Çiftçinin Tohumdaki Egemenliği Sona ErdiŞULE YILDIRIM / BİRGÜN GAZETESİ - 27.07.2011
Anayasa Mahkemesi’nin, Tohumculuk Kanunu’yla ilgili bazı maddelerin iptali ve yürürlüğünün durdurulmasının oybirliğiyle reddine dair gerekçeli kararı, 23 Temmuz Cumartesi günü Resmi Gazete’de yayınlandı. Böylece mahkemenin bu yılın 13 Ocak’ında aldığı karardan 6 ay sonra gerekçeli karar açıklanmış oldu. CHP Ankara Milletvekili, Parti Meclisi Üyesi ve eski Ziraat Mühendisleri Odası eski Başkanı Doç.

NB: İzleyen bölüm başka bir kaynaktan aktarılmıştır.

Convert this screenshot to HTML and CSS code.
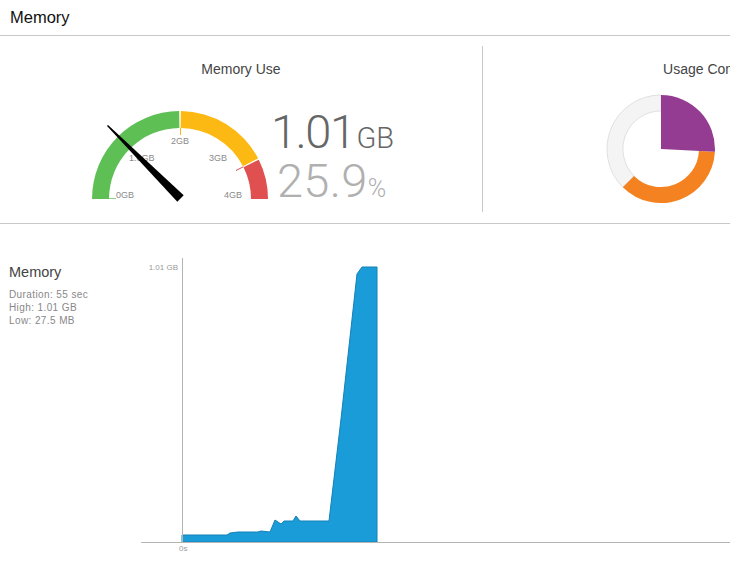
FILE: index.html
```html
<!DOCTYPE html>
<html>
<head>
    <title>
        Memory
    </title>
    <link rel="stylesheet" href="styles.css">
</head>

<body>
    <div class="header">
        <h1 class="header-title">Memory</h1>
    </div>

    <div class="top-panel">
        <!-- Gauge -->
        <div class="panel panel-left">
            <div class="panel-title">Memory Use</div>
            <div class="gauge-row">
                <svg class="gauge" width="184" height="100" viewBox="0 0 184 100">
                    <path d="M4 94 A88 88 0 0 1 91.2 6 L91.4 23 A71 71 0 0 0 21 94 Z" fill="#5dbf54"/>
                    <path d="M92.8 6 A88 88 0 0 1 170.1 53.4 L155 61.2 A71 71 0 0 0 92.6 23 Z" fill="#fdb913"/>
                    <path d="M170.8 54.7 A88 88 0 0 1 180 94 L163 94 A71 71 0 0 0 155.5 62.3 Z" fill="#e05050"/>
                    <line x1="21" y1="93.5" x2="28" y2="93.5" stroke="#8fd38a" stroke-width="1"/>
                    <line x1="92.5" y1="23" x2="92.5" y2="30" stroke="#fdb913" stroke-width="1"/>
                    <line x1="155.3" y1="61.8" x2="148" y2="65.5" stroke="#e05050" stroke-width="1"/>
                    <text class="tick" x="28" y="93">0GB</text>
                    <text class="tick" x="41" y="56">1.0GB</text>
                    <text class="tick" x="83" y="39">2GB</text>
                    <text class="tick" x="121" y="56">3GB</text>
                    <text class="tick" x="136" y="93">4GB</text>
                    <polygon points="20,20 95.7,90.3 89.3,96.7 19,21" fill="#000"/>
                </svg>
                <div class="values">
                    <div class="value-main">1.01<span class="unit-main">GB</span></div>
                    <div class="value-pct">25.9<span class="unit-pct">%</span></div>
                </div>
            </div>
        </div>

        <!-- Donut -->
        <div class="panel panel-right">
            <div class="panel-title">Usage Comparison</div>
            <div class="donut-row">
                <svg class="donut" width="110" height="110" viewBox="0 0 110 110">
                    <path d="M16.8 93.2 A54 54 0 0 1 55 1 L55 17 A38 38 0 0 0 28.1 81.9 Z" fill="#f4f4f4" stroke="#d9d9d9" stroke-width="0.8"/>
                    <path d="M108.9 57.8 A54 54 0 0 1 16.8 93.2 L28.1 81.9 A38 38 0 0 0 92.95 57 Z" fill="#f58220"/>
                    <path d="M55 55 L55 1 A54 54 0 0 1 108.9 57.8 Z" fill="#933c91"/>
                </svg>
            </div>
        </div>
    </div>

    <div class="bottom-panel">
        <div class="sidebar">
            <div class="sidebar-title">Memory</div>
            <div class="stat">Duration: 55 sec</div>
            <div class="stat">High: 1.01 GB</div>
            <div class="stat">Low: 27.5 MB</div>
        </div>
        <div class="chart-div">
            <svg class="chart" width="589" height="305" viewBox="0 0 589 305">
                <polygon points="41,288 41,281 86,281 89,279 97,278 117,278 120,277 129,278 134,266 140,270 143,267 152,267 155,262 159,267 188,267 200,165 216,20 221,13 236,13 236,288" fill="#1a9cd8" stroke="#1380b6" stroke-width="1"/>
                <line x1="41.5" y1="4" x2="41.5" y2="288" stroke="#b4b4b4" stroke-width="1"/>
                <line x1="0" y1="288.5" x2="589" y2="288.5" stroke="#b4b4b4" stroke-width="1"/>
                <text class="axis" x="37" y="16" text-anchor="end">1.01 GB</text>
                <text class="axis" x="38" y="297">0s</text>
            </svg>
        </div>
    </div>
</body>

</html>
```

FILE: styles.css
```css
body{
    margin: 0;
    padding: 0;
    width: 730px;
    height: 569px;
    overflow: hidden;
    font-family: "Liberation Sans", Arial, sans-serif;
    background-color: white;
}
.header{
    height: 35px;
    border-bottom: 1px solid #c8c8c8;
    display: flex;
    align-items: center;
    padding-left: 10px;
}
.header-title{
    margin: 0;
    font-size: 16.5px;
    font-weight: normal;
    color: #111;
}
.top-panel{
    display: flex;
    flex-direction: row;
    padding: 10px 0 11px 0;
    border-bottom: 1px solid #c8c8c8;
}
.panel{
    height: 166px;
    flex-shrink: 0;
    display: flex;
    flex-direction: column;
}
.panel-left{
    width: 482px;
    border-right: 1px solid #c8c8c8;
}
.panel-right{
    width: 480px;
}
.panel-title{
    margin-top: 15px;
    font-size: 14px;
    line-height: 17px;
    color: #444;
    text-align: center;
}
.gauge-row{
    display: flex;
    flex-direction: row;
    margin-top: 27px;
    margin-left: 88px;
}
.gauge{
    display: block;
}
.tick{
    font-family: "Liberation Sans", Arial, sans-serif;
    font-size: 9px;
    fill: #8a8a8a;
}
.values{
    display: flex;
    flex-direction: column;
    padding-top: 5px;
    margin-left: -1px;
}
.value-main{
    font-family: Roboto, sans-serif;
    font-weight: 300;
    font-size: 47px;
    line-height: 44px;
    letter-spacing: -1.5px;
    color: #666;
}
.unit-main{
    font-size: 29px;
    letter-spacing: 0;
    margin-left: 2px;
}
.value-pct{
    padding-left: 6px;
    font-family: Roboto, sans-serif;
    font-weight: 300;
    font-size: 47px;
    line-height: 42px;
    letter-spacing: 0.3px;
    color: #b0b0b0;
}
.unit-pct{
    font-size: 25px;
}
.donut-row{
    display: flex;
    padding-left: 123px;
    margin-top: 16px;
}
.donut{
    display: block;
}
.bottom-panel{
    display: flex;
    flex-direction: row;
}
.sidebar{
    width: 132px;
    padding-left: 9px;
    padding-top: 40px;
    flex-shrink: 0;
}
.sidebar-title{
    font-size: 14.5px;
    line-height: 17px;
    color: #444;
    margin-bottom: 7px;
}
.stat{
    font-size: 10px;
    line-height: 13px;
    letter-spacing: 0.4px;
    color: #888;
}
.chart-div{
    padding-top: 30px;
}
.chart{
    display: block;
}
.axis{
    font-family: "Liberation Sans", Arial, sans-serif;
    font-size: 8px;
    fill: #9a9a9a;
}
```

Dr. Gökhan Günaydın’a Anayasa Mahkemesi’nin gerekçeli kararını nasıl değerlendirdiklerini sorduk. Zira 5553 sayılı Tohumculuk Kanunu’yla ilgili davayı beş yıl önce CHP’den Ali Topuz, Haluk Koç ve Oya Araslı açmıştı. Kanunla ilgili bazı maddelerin Anayasa’ya aykırı olduğu savunularak yürütmeyi durdurma ve iptal talep edilmişti. Partinin diğer talepleri de anayasa Mahkemesi tarafından yine oybirliği ya da oy çokluğuyla reddedildi. İşte Günaydın’ın gerekçeli karara eleştirileri… YABANCI SERMAYEYE GÖRE ŞEKİLLENDİK CHP’li Günaydın, “AB mevzuatına uyum” meşruiyet temeli gösterilerek çıkarılan Tohumculuk Kanunu’nun bir gen bankası niteliğindeki Türkiye’nin tohumculuk faaliyetlerini yabancı sermayenin taleplerine göre şekillendirdiğini belirterek, “Bu kanun çiftçi-köylünün yüzyıllardır kullandığı tohum üzerindeki haklarını çiğnemektedir. Bu bağlamda yaşam patentleniyor, tohum özel mülkiyet konusu yapılıyor, yerli çeşitlerin geliştirilmesine yönelik anlamlı bir çaba ortaya konulmuyor” dedi. Yasa’nın bir diğer dikkat çekici özelliğini ise “Birçok alanda düzenlemeler çıkarılacak yönetmeliklere terk edilmiş. Teknik ve ayrıntı düzenleme boyutunu aşan bu durum, yasama yetkisinin yürütmeye devri özelliğini taşıyor” diye eleştirdi. SADECE DENETİM YETKİSİ KALDI Yasa, Günaydın’ın ifadeleriyle tohumculukla uğraşan kişi ve kuruluşlardan alınacak ücretleri saydıktan sonra, “diğer ücretler” bölümünü de bu kapsama sokarak, keyfi ücret taleplerini yasalaştırmış bulunuyor. Ayrıca tohumculukla ilgili olarak Bakanlığın bazı kamu ve özel hukuk tüzel kişilerine geniş bir yelpazede “yetki devri” yapabilme “olanağı” veriyor. Anayasa Mahkemesi’nin iptal edebildiği tek hüküm ise özel hukuk tüzel kişilerine” denetim” yetkisinin devredilmesine ilişkin hüküm. Yani denetim bakanlıkta kalıyor.
HAK MÜCADELESİ SİYASALLAŞTIRILMALI Günaydın, Anayasa Mahkemesi’nin beş yıla yakın bir gecikmeyle çıkan kararını, “Hukuku ‘ayak bağı’ olarak gören AKP zihniyetinin ülkede yarattığı yeni iklimi göstermesi bakımından anlamlı” buluyor. “Köylü - üretici açısından yürütülen hak mücadelesinin siyasallaştırılma ve toplumsallaştırılmasına duyulan acil ihtiyaç öne çıkmaktadır” diyor. Öte yandan çiftçinin tohum üstündeki egemenliğinin sona erdiğini şu sözlerle açıklıyor: “Türkiye 4 bini endemik olmak üzere 13 binden fazla bitki türüne sahip, dünyanın 8 gen bankasından 3’ünü barındıran bir ülkedir. Böyle bir ülkede artık çiftçinin tohum üzerindeki egemenliği sona ermiş, yaşam patentlenmiş ve gen kaynaklarımız şirketlerin emvali niteliğine dönüşmüştür.”